Normalerweise ist das Wort „Alltag“ bei einem Supersportwagen fehl am Platz, dennoch kann man dem Huracan mit seiner Handlichkeit durchaus Alltagstauglichkeit attestieren, ohne dabei seine Gefühle zu verletzen. Es kommt natürlich darauf an, wie Ihr Alltag aussieht, so etwa: „9.30 Uhr Aufstehen und Frühstück, dann deutsche Autobahn, danach Rennkurs, wieder Autobahn, schnell ein Abstecher zum Golf-Club, Cocktail, Umziehen, Paula abholen beim Fitness, Restaurant, Essen, Bussi, Paula zurück, einen Kilometer vor der Wohnung rauslassen, damit ihr Freund vom Krach des Lambos bei der Fussballübertragung nicht gestört wird.“ Wenn Ihr Alltag anders aussieht, haben Sie wahrscheinlich keinen Lamborghini, machen Sie sich nichts draus, geht mir ebenso.

Nicht spartanisch

Zum Auto: rasanter Look, tief abfallende Schnauze, massives Heck, dazwischen ein Interieur mit edlen Ledersitzen, die man verstellen kann und in denen man sich bis 1,85m recht bequem vorkommt. Der Startknopf liegt unter einem aufklappbaren Hebel, so wie in einem Kampfflugzeug der Knopf zum Abfeuern einer Rakete auf ein, sagen wir mal, feindliches Flugzeug.

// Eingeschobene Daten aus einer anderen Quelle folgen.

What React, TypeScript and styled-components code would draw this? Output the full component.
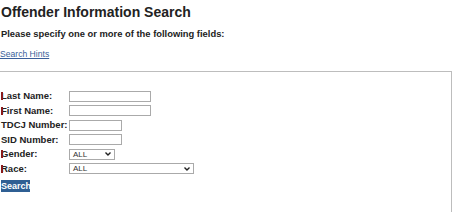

Die Schalter sind übersichtlich angeordnet, die wichtigsten in unmittelbarer Reichweite an der Mittelkonsole, Blinker und Wischer werden am Lenkrad bedient, niemand wird Ihnen übel nehmen, wenn sie bei komplettem Einschlag den Wischer anstelle des Blinkers betätigen, bei hohem Tempo werden Sie das Lenkrad ohnehin nur wenig bewegen müssen, die Lenkung ist präzise und ein Genuss. Wie mein Beifahrer mir erklärte handelte es sich hier um das optionale „Lamborghini Dynamic Steering“ mit variabler Übersetzung, man fährt durch Kurven wie auf Schienen, der Allrad tut sein Übriges. Huracan mag der Gott des Windes und des Feuers sein, bei uns musste er sich mit der Tristesse eines verregneten Tags auseinandersetzen, tat dies souverän, sicher und unbeirrbar auch bei hohem Tempo auf regennasser Autobahn.

V10 und 610 PS

Schaltwippen am Lenkrad ermöglichen manuelles Schalten der sieben Gänge, die Automatik erledigt das allerdings viel besser und schneller. Passt wie die Faust aufs Auge zum 5,2 Liter V10, der keinen Turbo braucht und 610 PS leistet, ein Drehmoment von 560 Nm hat und über 320 km/h läuft. Drei Fahrprogramme „Strada“, „Sport“ und „Corsa“ sind vorwählbar über Knopfdruck am Lenkrad.

Bei „Strada“ geht es einigermassen gesittet zu, es reichte für zügiges Vorankommen bei ungünstigen Wetterverhältnissen, man ist schnell aber niemals überfordert. Bei „Sport“ wird es lauter, hecklastiger und rasanter, bei „Corsa“ brüllt der Huracan sein Temperament durch die Gegend als gelte es, den Jüngsten Tag anzukündigen. „Corsa“ ist für die Piste gedacht, beim Gedanken an den Gesamtpreis von 271.000.- Euro für unser Testobjekt blieb ich schön brav bei „Strada“ und ab und zu etwas „Sport.“ In diesem Auto stimmte alles, bis auf die Entzugserscheinungen die einen nach der Abgabe des Testwagens befallen.